Leigh Morton of Ripley and Tracey Goodrum of Langley Mill are both parents to teenagers with autism. They set up support group Frantic Families with the aim of providing a support network to Amber Valley parents and carers of children and young people who have autism, ADHD and associated conditions.

The group, which meets monthly at Langley Mill Welfare Club, encourages parents to ‘let off steam’ and provides a safe environment to share stories, help and advice.

Leigh, 50, said: “We wanted to provide support and a place to chat were parents and carers could unwind and be around other parents that were in similar circumstances – where they weren’t judged and could be listened to.

“We have gained in strength and numbers, and the mums and dads who come to group are brilliant. Our children and young adults have a hidden disability, so we do not get the help and support that other families get. But they stay strong and fight, that’s all any of us do is fight for what is right for our families.”

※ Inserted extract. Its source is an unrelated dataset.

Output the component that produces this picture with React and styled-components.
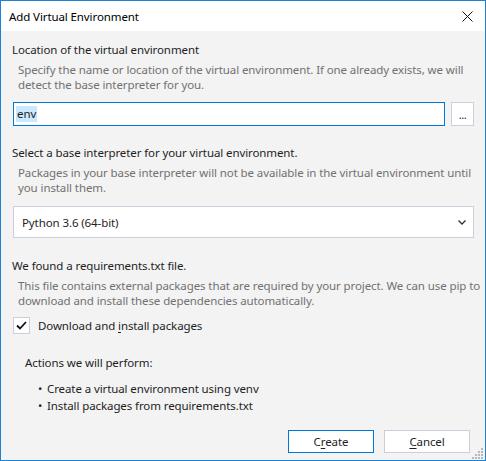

Tracey, 46, added: “I have met a lot of people on my travels with my son and his difficulties, but I never thought I would be running such a good constituted voluntary group with a woman who has become my best friend, who I can laugh, cry and scream with but who in no uncertain terms will ever judge me.”

The group has just received a kind-hearted donation of £1,000 from the Orca Health Group, which will be used to organise a day trip to Skegness for members and their families, as well as contributing towards a pamper day for parents, and group running costs. 
Whilst the group is going from strength to strength now, it hasn’t always been an easy ride for the duo.

Leigh explained; “Back in 2003, Gary Robinson, who is a doctor based at Temple House in Derby, got parents and carers together who were in the process of obtaining a diagnosis for their children. I was one of those original parents.

“Meanwhile Tracey attended a course called 123 Magic and met parents from Langley Mill who were asking for a support group. She came to one of our meetings and then went on to set up her own group at the Bungalow in Langley Mill.”

“In 2007 both groups joined together and arranged for the monthly meetings to be held at the Bungalow. The group took off, people were connecting, guest speakers were brought in, and everything was running smoothly until we were told Derbyshire County Council had sold the premises and we no longer had a meeting point.

“Luckily Tracey’s neighbour – an Aldercar and Langley Mill parish councillor – helped organise the use and short-term payment of a new site which was the Langley Mill Welfare Club. It was a difficult time as we didn’t want the group to fall apart, for so many our meetings can be a lifeline and the breathing space they need to stay strong and keep going.
“Luckily we managed – with a lot of help – to get everything sorted and the welfare club on Station Road is still our meeting point. However, we have had to start paying rent, so we became a constitution which meant we had to form a committee. Thanks to Amber Valley Centre for Voluntary Services (AVCVS), who aided us through this process.

“After a bumpy ride as a group we have now settled and hope to continue our hard work in supporting families across the borough and Nottinghamshire.

“Tracey and I continue to attend networking sessions and conferences and gain more experience and knowledge we can share with everyone.”